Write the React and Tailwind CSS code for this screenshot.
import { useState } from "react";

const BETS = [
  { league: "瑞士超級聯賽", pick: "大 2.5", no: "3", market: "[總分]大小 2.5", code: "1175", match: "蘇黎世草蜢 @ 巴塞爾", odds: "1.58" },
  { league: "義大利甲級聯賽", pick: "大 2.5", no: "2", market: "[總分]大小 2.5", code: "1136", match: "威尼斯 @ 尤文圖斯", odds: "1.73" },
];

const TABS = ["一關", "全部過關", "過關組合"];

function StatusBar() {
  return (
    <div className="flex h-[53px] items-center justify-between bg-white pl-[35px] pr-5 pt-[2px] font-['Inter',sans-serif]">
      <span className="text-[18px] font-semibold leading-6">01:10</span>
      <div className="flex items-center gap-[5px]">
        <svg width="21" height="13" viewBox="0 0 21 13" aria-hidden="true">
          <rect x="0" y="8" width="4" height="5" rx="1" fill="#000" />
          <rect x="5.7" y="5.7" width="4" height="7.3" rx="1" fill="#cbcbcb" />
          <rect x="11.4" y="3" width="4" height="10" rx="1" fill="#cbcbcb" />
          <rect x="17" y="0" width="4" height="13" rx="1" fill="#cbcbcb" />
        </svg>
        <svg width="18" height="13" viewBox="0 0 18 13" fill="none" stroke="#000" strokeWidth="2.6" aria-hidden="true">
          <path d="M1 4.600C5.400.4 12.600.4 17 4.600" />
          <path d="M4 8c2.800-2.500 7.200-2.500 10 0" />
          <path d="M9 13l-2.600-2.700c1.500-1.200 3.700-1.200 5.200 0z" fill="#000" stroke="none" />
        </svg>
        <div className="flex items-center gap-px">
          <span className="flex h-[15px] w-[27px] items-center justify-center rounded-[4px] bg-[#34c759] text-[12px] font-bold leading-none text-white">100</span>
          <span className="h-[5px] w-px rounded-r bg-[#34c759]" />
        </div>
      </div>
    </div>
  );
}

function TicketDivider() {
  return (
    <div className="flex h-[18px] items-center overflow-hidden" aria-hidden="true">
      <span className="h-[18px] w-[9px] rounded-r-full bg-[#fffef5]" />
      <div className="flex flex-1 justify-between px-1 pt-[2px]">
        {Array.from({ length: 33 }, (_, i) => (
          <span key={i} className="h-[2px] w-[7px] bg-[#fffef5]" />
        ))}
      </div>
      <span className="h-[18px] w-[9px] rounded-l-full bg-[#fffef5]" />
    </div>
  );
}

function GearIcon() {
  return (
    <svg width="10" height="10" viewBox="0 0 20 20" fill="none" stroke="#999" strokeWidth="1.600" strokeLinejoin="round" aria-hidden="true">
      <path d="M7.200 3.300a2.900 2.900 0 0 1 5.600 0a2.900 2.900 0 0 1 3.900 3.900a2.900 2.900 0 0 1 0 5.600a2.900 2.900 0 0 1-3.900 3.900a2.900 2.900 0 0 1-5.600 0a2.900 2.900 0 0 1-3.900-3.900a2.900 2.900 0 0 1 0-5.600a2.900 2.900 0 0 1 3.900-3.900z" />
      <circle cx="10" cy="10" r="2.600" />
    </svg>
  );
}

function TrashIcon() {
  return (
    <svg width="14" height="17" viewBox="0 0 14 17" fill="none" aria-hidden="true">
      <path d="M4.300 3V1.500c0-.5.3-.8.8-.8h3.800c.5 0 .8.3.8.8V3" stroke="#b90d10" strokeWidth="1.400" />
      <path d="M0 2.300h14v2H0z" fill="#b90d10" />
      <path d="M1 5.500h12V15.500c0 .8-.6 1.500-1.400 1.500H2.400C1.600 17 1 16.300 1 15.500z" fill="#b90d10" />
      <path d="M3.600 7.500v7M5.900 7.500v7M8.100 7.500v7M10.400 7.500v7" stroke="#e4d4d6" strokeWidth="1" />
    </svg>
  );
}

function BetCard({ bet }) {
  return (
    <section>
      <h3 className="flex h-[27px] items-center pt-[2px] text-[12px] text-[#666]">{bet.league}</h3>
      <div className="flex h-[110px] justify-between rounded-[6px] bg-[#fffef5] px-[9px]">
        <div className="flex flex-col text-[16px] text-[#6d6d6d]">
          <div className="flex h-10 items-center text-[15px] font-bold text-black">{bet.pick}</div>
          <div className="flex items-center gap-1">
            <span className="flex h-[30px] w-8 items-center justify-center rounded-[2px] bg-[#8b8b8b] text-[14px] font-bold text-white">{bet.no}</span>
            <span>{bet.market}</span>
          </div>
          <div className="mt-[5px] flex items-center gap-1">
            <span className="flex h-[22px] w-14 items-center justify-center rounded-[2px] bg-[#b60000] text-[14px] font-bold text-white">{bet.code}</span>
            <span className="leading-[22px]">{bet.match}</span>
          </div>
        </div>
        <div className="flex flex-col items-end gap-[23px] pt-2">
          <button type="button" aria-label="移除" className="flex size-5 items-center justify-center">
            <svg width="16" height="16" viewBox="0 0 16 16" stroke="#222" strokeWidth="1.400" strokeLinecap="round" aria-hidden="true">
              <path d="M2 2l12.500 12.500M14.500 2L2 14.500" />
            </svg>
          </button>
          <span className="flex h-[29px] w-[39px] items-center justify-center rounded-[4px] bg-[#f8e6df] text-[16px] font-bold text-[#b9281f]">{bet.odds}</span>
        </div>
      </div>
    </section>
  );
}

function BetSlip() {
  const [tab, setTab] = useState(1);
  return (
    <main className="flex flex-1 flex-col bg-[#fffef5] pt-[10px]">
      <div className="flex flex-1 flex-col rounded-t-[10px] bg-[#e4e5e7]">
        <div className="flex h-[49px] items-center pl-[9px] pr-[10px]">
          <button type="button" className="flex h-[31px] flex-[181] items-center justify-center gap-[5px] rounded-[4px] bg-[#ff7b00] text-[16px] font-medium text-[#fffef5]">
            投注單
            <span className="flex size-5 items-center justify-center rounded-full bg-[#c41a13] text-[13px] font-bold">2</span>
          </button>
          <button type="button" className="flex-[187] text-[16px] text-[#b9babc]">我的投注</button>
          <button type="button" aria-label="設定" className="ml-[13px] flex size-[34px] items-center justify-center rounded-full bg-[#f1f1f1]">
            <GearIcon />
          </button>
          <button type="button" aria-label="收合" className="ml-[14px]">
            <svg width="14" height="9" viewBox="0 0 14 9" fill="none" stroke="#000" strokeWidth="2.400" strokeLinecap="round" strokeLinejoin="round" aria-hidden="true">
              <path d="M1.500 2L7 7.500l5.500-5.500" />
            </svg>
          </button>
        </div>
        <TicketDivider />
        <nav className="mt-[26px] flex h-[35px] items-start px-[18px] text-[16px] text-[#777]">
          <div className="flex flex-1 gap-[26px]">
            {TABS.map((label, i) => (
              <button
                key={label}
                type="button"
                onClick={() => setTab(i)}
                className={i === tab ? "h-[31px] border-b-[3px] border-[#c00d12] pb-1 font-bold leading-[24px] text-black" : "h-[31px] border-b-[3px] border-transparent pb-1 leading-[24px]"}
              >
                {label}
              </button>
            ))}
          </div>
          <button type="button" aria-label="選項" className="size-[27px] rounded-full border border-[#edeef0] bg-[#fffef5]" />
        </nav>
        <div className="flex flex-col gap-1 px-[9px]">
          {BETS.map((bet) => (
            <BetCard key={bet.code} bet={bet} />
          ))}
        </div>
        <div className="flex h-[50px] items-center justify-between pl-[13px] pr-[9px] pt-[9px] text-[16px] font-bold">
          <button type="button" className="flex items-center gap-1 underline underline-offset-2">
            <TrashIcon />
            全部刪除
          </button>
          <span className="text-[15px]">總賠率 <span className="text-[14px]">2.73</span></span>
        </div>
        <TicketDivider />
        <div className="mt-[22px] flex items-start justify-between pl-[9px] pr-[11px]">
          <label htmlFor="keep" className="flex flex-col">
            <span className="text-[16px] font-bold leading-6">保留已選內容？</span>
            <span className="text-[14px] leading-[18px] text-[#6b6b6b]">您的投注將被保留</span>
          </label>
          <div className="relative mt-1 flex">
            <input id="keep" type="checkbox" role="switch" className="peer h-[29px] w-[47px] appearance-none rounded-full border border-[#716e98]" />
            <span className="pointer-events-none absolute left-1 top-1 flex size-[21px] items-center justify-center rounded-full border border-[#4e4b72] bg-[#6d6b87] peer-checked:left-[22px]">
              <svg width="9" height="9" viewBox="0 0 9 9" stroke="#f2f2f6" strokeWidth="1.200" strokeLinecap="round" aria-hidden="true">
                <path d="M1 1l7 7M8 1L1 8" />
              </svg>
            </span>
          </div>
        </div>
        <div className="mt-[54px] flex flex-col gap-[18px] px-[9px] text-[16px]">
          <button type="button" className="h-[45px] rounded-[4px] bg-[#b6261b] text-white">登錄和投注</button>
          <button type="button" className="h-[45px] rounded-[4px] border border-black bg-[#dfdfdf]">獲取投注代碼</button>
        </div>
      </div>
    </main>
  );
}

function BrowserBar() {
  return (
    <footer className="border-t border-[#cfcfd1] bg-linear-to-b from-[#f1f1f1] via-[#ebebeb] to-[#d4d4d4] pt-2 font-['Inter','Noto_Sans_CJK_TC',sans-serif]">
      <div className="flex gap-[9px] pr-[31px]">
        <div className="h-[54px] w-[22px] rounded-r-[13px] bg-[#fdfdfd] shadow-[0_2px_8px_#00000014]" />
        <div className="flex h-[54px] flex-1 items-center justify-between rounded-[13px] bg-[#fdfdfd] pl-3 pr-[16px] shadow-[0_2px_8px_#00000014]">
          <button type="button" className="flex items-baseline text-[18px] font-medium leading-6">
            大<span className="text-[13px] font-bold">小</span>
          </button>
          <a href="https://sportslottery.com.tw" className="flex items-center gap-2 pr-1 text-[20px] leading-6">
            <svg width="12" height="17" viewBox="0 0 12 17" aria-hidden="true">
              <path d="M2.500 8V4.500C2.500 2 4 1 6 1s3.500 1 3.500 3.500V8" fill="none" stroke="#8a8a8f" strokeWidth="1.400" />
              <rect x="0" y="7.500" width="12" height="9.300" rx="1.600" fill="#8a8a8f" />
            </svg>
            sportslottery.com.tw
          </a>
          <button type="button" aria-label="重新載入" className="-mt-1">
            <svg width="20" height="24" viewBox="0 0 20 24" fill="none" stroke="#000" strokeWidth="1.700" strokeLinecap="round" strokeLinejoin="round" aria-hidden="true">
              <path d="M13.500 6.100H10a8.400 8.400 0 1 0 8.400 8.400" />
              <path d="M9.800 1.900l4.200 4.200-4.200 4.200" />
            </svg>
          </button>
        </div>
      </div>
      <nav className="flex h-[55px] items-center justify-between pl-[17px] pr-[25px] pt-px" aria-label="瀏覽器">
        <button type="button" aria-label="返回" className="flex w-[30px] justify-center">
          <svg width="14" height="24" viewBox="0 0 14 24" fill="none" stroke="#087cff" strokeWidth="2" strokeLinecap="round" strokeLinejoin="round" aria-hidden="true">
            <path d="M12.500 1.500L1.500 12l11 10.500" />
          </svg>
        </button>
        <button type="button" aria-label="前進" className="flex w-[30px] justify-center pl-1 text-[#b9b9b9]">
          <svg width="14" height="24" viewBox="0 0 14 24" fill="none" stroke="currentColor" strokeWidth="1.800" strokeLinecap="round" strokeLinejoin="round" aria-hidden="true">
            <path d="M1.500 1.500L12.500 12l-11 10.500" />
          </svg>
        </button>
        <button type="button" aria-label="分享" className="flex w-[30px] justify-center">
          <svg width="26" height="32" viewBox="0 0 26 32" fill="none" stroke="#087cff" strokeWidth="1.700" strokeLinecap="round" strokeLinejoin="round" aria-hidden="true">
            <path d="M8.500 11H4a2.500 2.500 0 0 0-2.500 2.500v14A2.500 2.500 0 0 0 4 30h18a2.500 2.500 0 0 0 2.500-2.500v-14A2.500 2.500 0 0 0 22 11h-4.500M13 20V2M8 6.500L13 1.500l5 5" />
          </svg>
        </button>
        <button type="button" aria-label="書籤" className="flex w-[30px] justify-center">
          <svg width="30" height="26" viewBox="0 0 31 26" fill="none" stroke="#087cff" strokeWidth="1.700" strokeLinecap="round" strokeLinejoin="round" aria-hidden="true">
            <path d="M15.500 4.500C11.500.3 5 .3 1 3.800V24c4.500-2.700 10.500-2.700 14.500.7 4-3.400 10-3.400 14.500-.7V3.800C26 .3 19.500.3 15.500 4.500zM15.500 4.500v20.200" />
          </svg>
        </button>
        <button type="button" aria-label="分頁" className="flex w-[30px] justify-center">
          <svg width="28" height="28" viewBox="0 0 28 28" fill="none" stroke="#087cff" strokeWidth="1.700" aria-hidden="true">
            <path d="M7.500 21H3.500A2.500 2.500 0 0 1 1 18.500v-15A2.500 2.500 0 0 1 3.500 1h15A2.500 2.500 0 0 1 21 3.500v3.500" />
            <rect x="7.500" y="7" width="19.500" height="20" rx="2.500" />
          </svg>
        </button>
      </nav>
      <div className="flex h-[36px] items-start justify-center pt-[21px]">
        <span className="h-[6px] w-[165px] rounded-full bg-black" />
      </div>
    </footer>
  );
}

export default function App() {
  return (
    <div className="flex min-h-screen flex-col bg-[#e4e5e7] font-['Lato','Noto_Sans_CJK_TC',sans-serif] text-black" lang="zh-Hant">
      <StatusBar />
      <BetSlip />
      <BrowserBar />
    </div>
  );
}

##########

_Exercise requirements:_ Return every line containing "code".

_Result:_
Write the React and Tailwind CSS code for this screenshot.
  { league: "瑞士超級聯賽", pick: "大 2.5", no: "3", market: "[總分]大小 2.5", code: "1175", match: "蘇黎世草蜢 @ 巴塞爾", odds: "1.58" },
  { league: "義大利甲級聯賽", pick: "大 2.5", no: "2", market: "[總分]大小 2.5", code: "1136", match: "威尼斯 @ 尤文圖斯", odds: "1.73" },
            <span className="flex h-[22px] w-14 items-center justify-center rounded-[2px] bg-[#b60000] text-[14px] font-bold text-white">{bet.code}</span>
            <BetCard key={bet.code} bet={bet} />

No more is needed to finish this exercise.